Pipe-First / Ws-Ready Execution Seam
Current requirement
The first implementation on main must use the existing pipe-backed browser execution path.
Future requirement
The design must allow later ws adoption without redesigning the skill or routing contract.
Practical design rule
Keep these backend-neutral:
- deterministic trigger contract
- skill matching contract
- parameter extraction contract
- parameter normalization contract
- tool args contract
- artifact contract
Keep backend-specific code isolated to the execution seam only.
That way the later ws migration can replace the browser backend beneath the same deterministic skill contract.
Caller/Runtime Design Rules
1. Keep new business logic out of broad orchestration
Do not thread line-loss-specific business behavior through the general orchestration/runtime path.
2. Add a narrow deterministic-routing seam
This slice should add a narrow deterministic branch around submit-task routing, rather than rewriting the whole runtime decision tree.
3. Separate extraction from normalization
Do not mix “what the user typed” with “what the backend needs”.
There must be a distinct normalization step.
4. Keep the direct-skill browser seam narrow
Reuse the current browser_script execution seam instead of inventing a new browser bridge.
5. Preserve Zhihu behavior by design, not by hope
The design should assume new deterministic routing can accidentally steal or alter existing Zhihu behavior unless explicitly guarded against.
This is why focused Zhihu regression coverage is mandatory.
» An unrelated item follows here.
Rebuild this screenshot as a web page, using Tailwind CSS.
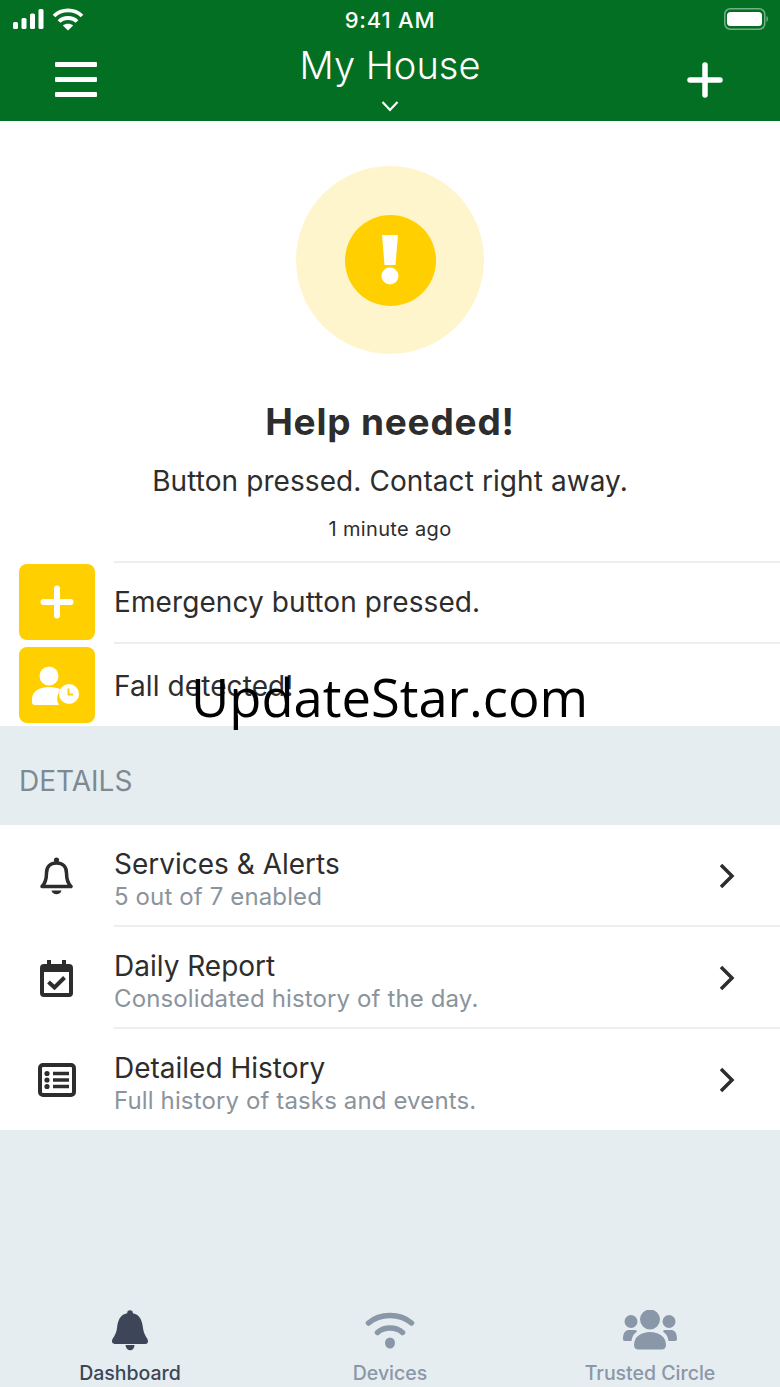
<!DOCTYPE html>
<html><head><meta charset="utf-8"><script src="https://cdn.jsdelivr.net/npm/@tailwindcss/browser@4"></script></head>
<body class="m-0">
<div class="relative w-[780px] h-[1387px] overflow-hidden bg-[#e6edf0] font-['Inter',sans-serif] flex flex-col">
  <header class="h-[121px] bg-[#036f23] text-white shrink-0 flex flex-col">
    <div class="h-[40px] px-[12px] flex items-center justify-between relative">
      <div class="flex items-center gap-[6px] -mt-[2px]">
        <svg width="34" height="22" viewBox="0 0 34 22" fill="#fff"><rect x="1" y="14" width="5" height="7" rx="1.5"/><rect x="9.5" y="10" width="5" height="11" rx="1.5"/><rect x="18" y="5.5" width="5" height="15.5" rx="1.5"/><rect x="26.5" y="1" width="5" height="20" rx="1.5"/></svg>
        <svg width="32" height="24" viewBox="0 0 32 24" fill="none" stroke="#fff" stroke-width="3.800"><path d="M2 9C9.500 1.500 22.500 1.500 30 9"/><path d="M7 14.500C11.500 9.800 20.500 9.800 25 14.500"/><path d="M16 23.500L10.800 18.500C13.500 16 18.500 16 21.200 18.500Z" fill="#fff" stroke="none"/></svg>
      </div>
      <span class="absolute left-0 right-0 text-center text-[22px] tracking-[0.800px] font-medium leading-none">9:41 AM</span>
      <svg width="44" height="24" viewBox="0 0 44 24" fill="none"><rect x="0.750" y="0.750" width="40" height="20.500" rx="5.500" stroke="#fff" stroke-opacity=".45" stroke-width="1.500"/><rect x="3" y="4" width="35" height="14" rx="3.500" fill="#fff"/><path d="M42.500 8v6c1-.5 1.500-1.700 1.500-3s-.5-2.500-1.500-3z" fill="#fff" fill-opacity=".45"/></svg>
    </div>
    <div class="flex-1 relative flex justify-between items-start pl-[55px] pr-[57px]">
      <div class="mt-[22px] w-[42px] flex flex-col gap-[10px]"><span class="h-[5px] bg-white block rounded-[1px]"></span><span class="h-[5px] bg-white block rounded-[1px]"></span><span class="h-[5px] bg-white block rounded-[1px]"></span></div>
      <div class="absolute left-0 right-0 top-[1px] flex flex-col items-center">
        <span class="text-[38px] leading-[48px] font-light">My House</span>
        <svg width="20" height="12" viewBox="0 0 20 12" fill="none" stroke="#fff" stroke-width="2.200" class="mt-[11px]"><path d="M2.500 2L10 10L17.500 2"/></svg>
      </div>
      <svg width="36" height="36" viewBox="0 0 36 36" class="mt-[22px]" stroke="#fff" stroke-width="5.500" stroke-linecap="round"><path d="M18 3V33M3 18H33"/></svg>
    </div>
  </header>

  <section class="h-[605px] bg-white shrink-0 flex flex-col">
    <div class="flex flex-col items-center pt-[45px]">
      <div class="w-[188px] h-[188px] rounded-full bg-[#fff5cc] flex items-center justify-center">
        <div class="w-[91px] h-[91px] rounded-full bg-[#ffcf00] flex items-center justify-center">
          <svg width="20" height="50" viewBox="0 0 20 50" fill="#fff"><path d="M2 0H18L15.500 30H4.500Z"/><circle cx="10" cy="41" r="8.500"/></svg>
        </div>
      </div>
      <h1 class="mt-[46px] text-[37px] leading-[44px] font-bold tracking-[0.800px] text-[#2d2d2d]">Help needed!</h1>
      <p class="mt-[20px] text-[28px] leading-[34px] tracking-[0.080px] text-[#2d2d2d]">Button pressed. Contact right away.</p>
      <p class="mt-[18px] text-[20px] leading-[26px] tracking-[0.350px] text-[#2d2d2d]">1 minute ago</p>
    </div>
    <div class="mt-[19px] flex flex-col">
      <div class="flex h-[83px] pl-[19px]">
        <div class="mt-[3px] w-[76px] h-[76px] rounded-[8px] bg-[#ffcf00] flex items-center justify-center shrink-0">
          <svg width="34" height="34" viewBox="0 0 34 34" stroke="#fff" stroke-width="6" stroke-linecap="round"><path d="M17 3.500V30.500M3.500 17H30.500"/></svg>
        </div>
        <div class="ml-[19px] flex-1 border-y-2 border-[#eceff1] flex items-center pb-[2px] text-[28px] tracking-[0.100px] text-[#2d2d2d]">Emergency button pressed.</div>
      </div>
      <div class="flex h-[83px] pl-[19px]">
        <div class="mt-[3px] w-[76px] h-[76px] rounded-[8px] bg-[#ffcf00] flex items-center justify-center shrink-0">
          <svg width="50" height="42" viewBox="0 0 50 42" fill="#fff"><circle cx="17" cy="12" r="9.500"/><path d="M3 41C1 41 0 40 0 38V35C0 27 8 23 17 23C22 23 26 24 29 25.500C25 29.500 24 36 27 41Z"/><circle cx="37" cy="30" r="10"/><path d="M36.500 24.500V30.500H41" stroke="#ffcf00" stroke-width="2" fill="none"/></svg>
        </div>
        <div class="ml-[19px] flex-1 flex items-start pt-[25px] text-[28px] leading-[34px] tracking-[0.100px] text-[#2d2d2d]">Fall detected!</div>
      </div>
    </div>
  </section>

  <div class="h-[99px] shrink-0 flex items-center pl-[19px] pt-[10px] text-[28px] leading-none text-[#7e8a93]">DETAILS</div>

  <section class="bg-white shrink-0 flex flex-col">
    <div class="h-[102px] flex items-center pl-[40px]">
      <svg width="33" height="38" viewBox="0 0 33 38" fill="none" stroke="#2d2d2d" stroke-width="3.500" stroke-linejoin="round" class="shrink-0"><path d="M2 29.500C5.500 26 6.500 22 6.500 16C6.500 9.500 10.500 6 16.500 6C22.500 6 26.500 9.500 26.500 16C26.500 22 27.500 26 31 29.500Z"/><circle cx="16.500" cy="3" r="2.600" fill="#2d2d2d" stroke="none"/><path d="M11.500 33.500H21.500C20.500 38.500 12.500 38.500 11.500 33.500Z" fill="#2d2d2d" stroke="none"/></svg>
      <div class="ml-[41px] flex-1 self-stretch border-b-2 border-[#eceff1] flex flex-col justify-center pt-[10px]">
        <div class="text-[28px] leading-[32px] text-[#2d2d2d]">Services &amp; Alerts</div>
        <div class="mt-[2px] text-[24px] leading-[30px] tracking-[0.130px] text-[#8a949c]">5 out of 7 enabled</div>
      </div>
    </div>
    <div class="h-[102px] flex items-center pl-[40px]">
      <svg width="33" height="37" viewBox="0 0 33 37" fill="none" class="shrink-0"><rect x="2" y="6" width="29" height="29" rx="2" stroke="#2d2d2d" stroke-width="4"/><path d="M2 6H31V12H2Z" fill="#2d2d2d"/><path d="M9 0V7M24 0V7" stroke="#2d2d2d" stroke-width="4"/><path d="M8.500 22L14.500 27.500L24.500 17.500" stroke="#2d2d2d" stroke-width="4"/></svg>
      <div class="ml-[41px] flex-1 self-stretch border-b-2 border-[#eceff1] flex flex-col justify-center pt-[10px]">
        <div class="text-[28px] leading-[32px] text-[#2d2d2d]">Daily Report</div>
        <div class="mt-[2px] text-[24px] leading-[30px] tracking-[0.130px] text-[#8a949c]">Consolidated history of the day.</div>
      </div>
    </div>
    <div class="h-[101px] flex items-center pl-[38px]">
      <svg width="38" height="34" viewBox="0 0 38 34" fill="none" class="shrink-0"><rect x="2" y="2" width="34" height="30" rx="3" stroke="#2d2d2d" stroke-width="4"/><path d="M15 10.500H31M15 17H31M15 23.500H31" stroke="#2d2d2d" stroke-width="3.500"/><circle cx="9" cy="10.500" r="2.600" fill="#2d2d2d"/><circle cx="9" cy="17" r="2.600" fill="#2d2d2d"/><circle cx="9" cy="23.500" r="2.600" fill="#2d2d2d"/></svg>
      <div class="ml-[38px] flex-1 self-stretch flex flex-col justify-center pt-[8px]">
        <div class="text-[28px] leading-[32px] text-[#2d2d2d]">Detailed History</div>
        <div class="mt-[2px] text-[24px] leading-[30px] tracking-[0.130px] text-[#8a949c]">Full history of tasks and events.</div>
      </div>
    </div>
  </section>

  <nav class="mt-auto h-[87px] pt-[10px] flex items-start">
    <div class="flex-1 flex flex-col items-center"><svg width="38" height="42" viewBox="0 0 38 42" fill="#3c4658"><circle cx="19" cy="3" r="2.800"/><path d="M1 31C1 28 5 26 6 18C7 8 11 3 19 3C27 3 31 8 32 18C33 26 37 28 37 31C37 34 35 34 33 34H5C3 34 1 34 1 31Z"/><path d="M14.500 35H23.500C23.500 42 15 42 14.500 35Z"/></svg><span class="text-[19.500px] leading-[24px] mt-[9px] font-medium text-[#3c4658]">Dashboard</span></div>
    <div class="flex-1 flex flex-col items-center"><svg width="50" height="42" viewBox="0 0 50 42" fill="none" stroke="#8a97a8" stroke-width="5.500" stroke-linecap="round"><path d="M3.500 13C15 3 35 3 46.500 13"/><path d="M12.500 22.500C19 16.500 31 16.500 37.500 22.500"/><ellipse cx="25" cy="33" rx="5" ry="5.500" fill="#8a97a8" stroke="none"/></svg><span class="text-[19.500px] leading-[24px] mt-[9px] font-medium text-[#8a97a8]">Devices</span></div>
    <div class="flex-1 flex flex-col items-center"><svg width="58" height="42" viewBox="0 0 58 42" fill="#8a97a8"><circle cx="29" cy="9.500" r="10"/><circle cx="10" cy="11.500" r="6.500"/><circle cx="48" cy="11.500" r="6.500"/><path d="M13 35C13 27 20 22 29 22C38 22 45 27 45 35C45 38 43 39.500 41 39.500H17C15 39.500 13 38 13 35Z"/><path d="M2 29C2 22 5 20 8 20H14C15.500 20 16.500 21 15.500 22C12.500 24 11 27 10.500 31H4C2.500 31 2 30 2 29Z"/><path d="M56 29C56 22 53 20 50 20H44C42.500 20 41.500 21 42.500 22C45.500 24 47 27 47.500 31H54C55.500 31 56 30 56 29Z"/></svg><span class="text-[19.500px] leading-[24px] mt-[9px] font-medium text-[#8a97a8]">Trusted Circle</span></div>
  </nav>

  <svg width="20" height="26" viewBox="0 0 20 26" fill="none" stroke="#2d2d2d" stroke-width="3.500" class="absolute left-[718px] top-[863px]"><path d="M3 2L14 13L3 24"/></svg>
  <svg width="20" height="26" viewBox="0 0 20 26" fill="none" stroke="#2d2d2d" stroke-width="3.500" class="absolute left-[718px] top-[965px]"><path d="M3 2L14 13L3 24"/></svg>
  <svg width="20" height="26" viewBox="0 0 20 26" fill="none" stroke="#2d2d2d" stroke-width="3.500" class="absolute left-[718px] top-[1067px]"><path d="M3 2L14 13L3 24"/></svg>
  <div class="absolute left-[191px] top-[663px] text-[52.500px] leading-[68px] text-black font-['Open_Sans',sans-serif]">UpdateStar.com</div>
</div>
</body></html>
Verification Requirements for the Future Implementation Plan
Implementation planning must include explicit verification for:
- deterministic suffix detection
- deterministic lineloss scene matching
- company alias normalization to canonical code
- support for both company-level and district/county/sub-company-level units
- month/week extraction and normalization
- missing-parameter prompt behavior
- ambiguous-company prompt behavior
- pipe-backed browser-script execution for the new skill
- no regression to the existing Zhihu hotlist path
- preserved direct-skill/browser-script behavior outside the new line-loss scene
Out of Scope for This Slice
- enabling ws execution on
main - replacing the current Zhihu routing model
- general scene-registry runtime architecture redesign
- full free-form semantic understanding of arbitrary business language
- typo-tolerant fuzzy NLP beyond deterministic business-safe matching
- making page defaults the hidden source of truth when the user omitted parameters
Planning Notes
The implementation plan should likely split into distinct work items for:
- staged skill package creation and business contract definition
- deterministic trigger + scene match in
claw-new - company/unit normalization and ambiguity handling
- period extraction/normalization and ambiguity handling
- pipe-backed direct execution integration
- returned artifact interpretation
- Zhihu regression verification
- ws-readiness seam verification
The plan should explicitly keep the “do not break Zhihu hotlist” boundary visible in every execution and verification stage.